Always of a studious turn, always reading in his father’s well-stocked library, or wandering through the woods and writing poetry, Bryant naturally tended towards some learned profession. He did not care to be a doctor; he would have liked to be a literary man, if such a career had then existed or been dreamed possible. As it was not, he finally decided to become a lawyer.

A classmate who remembers him at this time describes him as singularly handsome and finely formed. He was tall and slender, and had a prolific growth of dark brown hair. He was also quick and dextrous in his movements, so much so that his younger brother sometimes boasted about his “stout brother,” though he afterward learned that his strength was not so remarkable as his skill and alertness in the use of it.

When his father’s poverty compelled him to abandon college, he entered the law office of a Mr. Howe, of Worthington, a quiet little village four or five miles from Cummington.

Bryant’s friend and biographer, John Bigelow, says: “A young man’s first year’s study of the law commonly affects him like his first cigar or his first experience ‘before the mast.’” In other words, Bryant didn’t like it at all. He was a conscientious young man, and kept at the work; but he felt that he would almost as soon go out as a day laborer. In a letter he speaks of Worthington as consisting of “a blacksmith shop and a cow stable,” where his only entertainment was reading Irving’s “Knickerbocker.” Mr. Howe complained that he gave more time to Wordsworth’s lyrical ballads than to Blackstone and Chitty, the great authorities on law, which he should have been studying.

Young Bryant wanted to go to Boston to continue his studies; but finally, as his father was too poor to support him in Boston, he went to Bridgewater, where his grandfather, Dr. Philip Bryant, lived. He liked this place better. He was poet for a Fourth of July celebration, and became interested in politics. The War of 1812 was going on. Madison was President, and Bryant, in his letters to his friends, speaks of him as “His Imbecility.” “His Imbecility” was warned that if he imposed any more taxes the people would revolt.

At one time, Bryant thought of entering the militia for the defense of states’ rights. It seems that he then advocated the policy of Massachusetts seceding from the Union, as the Southern states afterwards did.

His father actually got him a commission as adjutant in the Massachusetts militia, but the war ended, and Bryant kept on with his law studies. That same year he came of age and was admitted to practice at the bar.

He now went home and began to look about for a place where he could begin the practice of law. He decided on Plainfield, a small village four or five miles from Cummington. Plainfield had been the home of his father for a short time when the future poet was a child; but it was a very small place, with not more than two hundred inhabitants.

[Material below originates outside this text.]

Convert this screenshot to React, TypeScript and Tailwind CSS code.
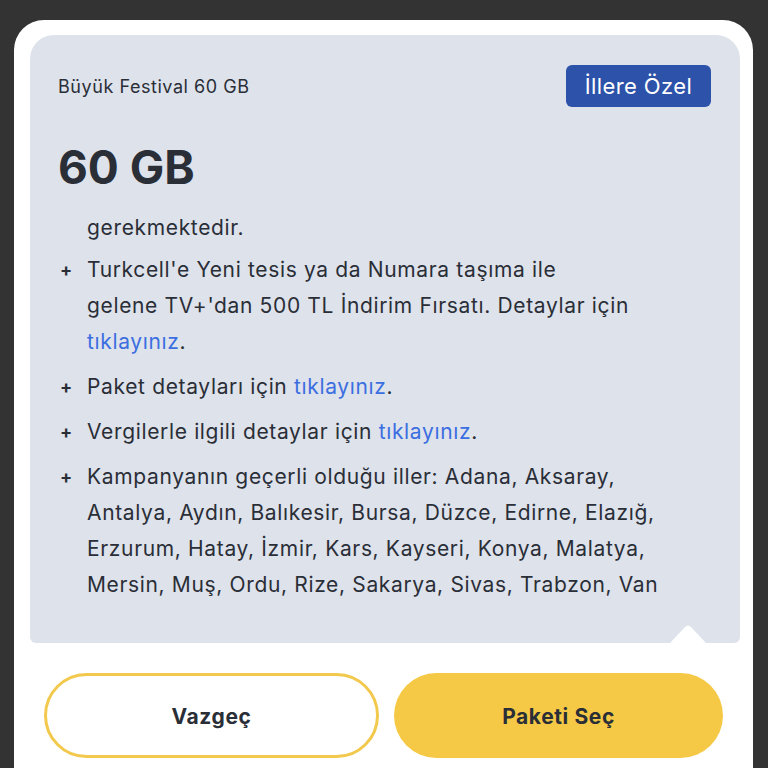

He drudged here for a few months, earning quite a little money; but he decided that the place was too small, and went to Great Barrington, where he had a chance to go into partnership with a lawyer already established, whose practice was worth $1,200 a year.

Here he settled down to hard work, and here he remained as long as he continued to practice law. After the success of “Thanatopsis,” he contributed various articles to the _North American Review_, and in it were published some of his most famous poems. He was chosen one of the tithing men of the town, and soon afterwards town clerk, an office he held for five years. As town clerk he received a salary of five dollars a year. The governor of Massachusetts also made him Justice of the Peace.

When Bryant was twenty-five years old his father died. This caused him great grief; but about this time, great happiness came to him also. Soon after going to Great Barrington he had become acquainted with a Miss Fairchild, who was an orphan visiting in the neighborhood. He liked her, and the year after his father’s death they were married. She was his devoted wife and friend for forty-five years, until she died.